As Brian Kemp comes under fire for banning local governments from enforcing mask orders and suing the city of Atlanta, new reporting has revealed that Kemp’s reckless reopening order goes against federal guidelines that recommend a statewide mask mandate, and that Kemp’s administration has been dangerously manipulating Georgia’s COVID-19 data.

The day before Kemp’s anti-mask order, a document for the White House Coronavirus Task Force suggested that Georgia is in the “red zone” for COVID-19 cases and test positivity, and recommended that the state mandate masks immediately to protect public health. Instead, Kemp doubled down on his anti-public health rhetoric and banned cities from enacting mask orders.

Another report from Bloomberg confirmed what Georgians have known for weeks: throughout Kemp’s reckless reopening, his administration has been manipulating data to “make the state appear healthier than it was” for Kemp’s reopening — even as cases spiked across the state.

The question remains: is Kemp banning mask orders and suing Atlanta to please failure-in-chief Donald Trump, or does he just not care that Georgians are going to die?

Read more:

AJC’s The Jolt: A swirl of masked contradictions in Georgia

  • On Thursday, as news of the Kemp lawsuit was breaking, the Center for Public Integrity, a nonprofit newsroom based in Washington, D.C., published a piece that specifically mentioned Georgia.
  • A document prepared for the White House Coronavirus Task Force but not publicized suggests more than a dozen states should revert to more stringent protective measures, limiting social gatherings to 10 people or fewer, closing bars and gyms and asking residents to wear masks at all times.
  • The document, dated July 14 and obtained by the Center for Public Integrity, says 18 states are in the “red zone” for COVID-19 cases, meaning they had more than 100 new cases per 100,000 population last week. Eleven states are in the “red zone” for test positivity, meaning more than 10 percent of diagnostic test results came back positive.
  • It’s clear some states are not following the task force’s advice. For instance, the document recommends that Georgia, in the red zone for both cases and test positivity, “mandate statewide wearing of cloth face coverings outside the home.” But Gov.

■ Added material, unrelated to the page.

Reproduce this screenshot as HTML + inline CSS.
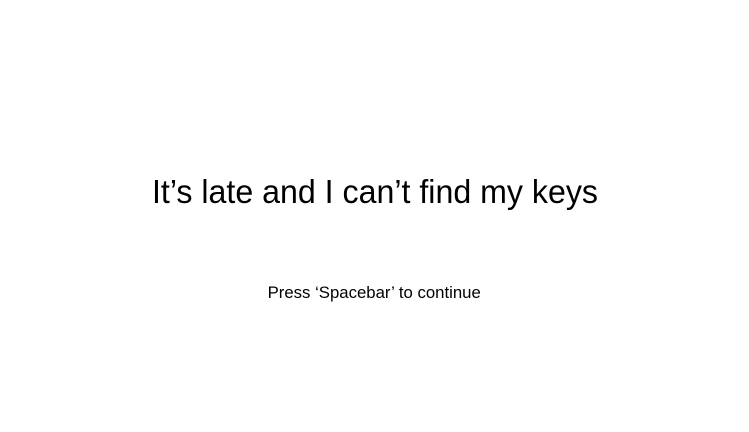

Brian Kemp signed an order Wednesday banning localities from requiring masks.

Bloomberg: Georgia massaged virus data to reopen, then voided mask orders

  • The same week Kemp ordered Georgia’s reopening, his administration began presenting data in a way that made the state appear healthier than it was, said Thomas Tsai, a professor at Harvard University’s T.H. Chan School of Public Health.
  • The technique involved backdating new cases to the time of first symptoms or taking a test, instead of reporting them as they were reported to the state, like Georgia had previously done — and like most states do.
  • The effect — as states were being told to predicate their reopenings on two weeks of declining case numbers — was to artificially make Georgia’s trends look better.
  • Even now, according to a daily comparison by the Atlanta Journal-Constitution, the difference is striking. A chart based on new reported cases had numbers soaring through July 16. The state’s symptom-onset version showed them plummeting after July 2.
  • What is certain is that cases began rising in late June and surged in July, developments even massaged data couldn’t hide.
  • On Thursday, the 3,441 new cases reported brought the total to 131,275. More than 3,100 people in Georgia have died of the disease.